Pastor wins presidency

Lazarus Chakwera, an Assemblies of God pastor, has been elected president of Malawi. Chakwera led the country’s Pentecostal denomination for more than 20 years before turning to politics. He lost one presidential race in 2014 and another in 2019, but then a top court found widespread fraud and ordered a re-vote. This is only the second time an African court has canceled election results, and it is seen as a significant step for democracy. Chakwera won this election with 58 percent of the vote. He said God told him to pastor the nation.

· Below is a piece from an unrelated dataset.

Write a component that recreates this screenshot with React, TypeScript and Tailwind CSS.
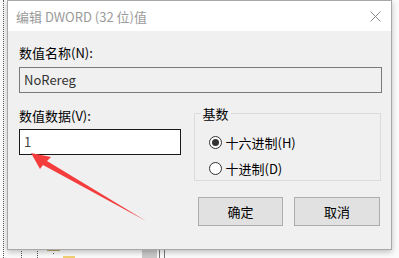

Homeschool dad released from prison

A Cuban pastor has been released from prison one year into his two-year sentence for homeschooling his children. Ramón Rigal, an Iglesia de Dios pastor, enrolled his two children in a distance-learning program based in Mexico after his fourth-grade daughter was bullied in school. Rigal and his wife, Ayda Expósito, were convicted in 2019 of “acts contrary to the normal development of a minor.” The prosecutor said homeschooling was not allowed because of its “capitalist base” and because trained teachers are required to “inculcate” Cuba’s Communist values. Expósito was released in March. The Home School Legal Defense Association has argued that homeschoolers should be granted asylum in the US.

Religious freedom observers blocked

The Indian government has denied visas to United States observers seeking to report on religious freedom. Foreign Minister Subrahmanyam Jaishankar said the US Commission on International Religious Freedom, which includes evangelicals Tony Perkins, Gary Bauer, and Johnnie Moore, is not impartial. He claims it does not understand the constitutional rights of Indian citizens and points out the commission is a foreign entity with no authority to pronounce judgment on India. The commission, an advisory body that makes recommendations to the government, has called for sanctions against India in response to a new citizenship law that disadvantages Muslim refugees.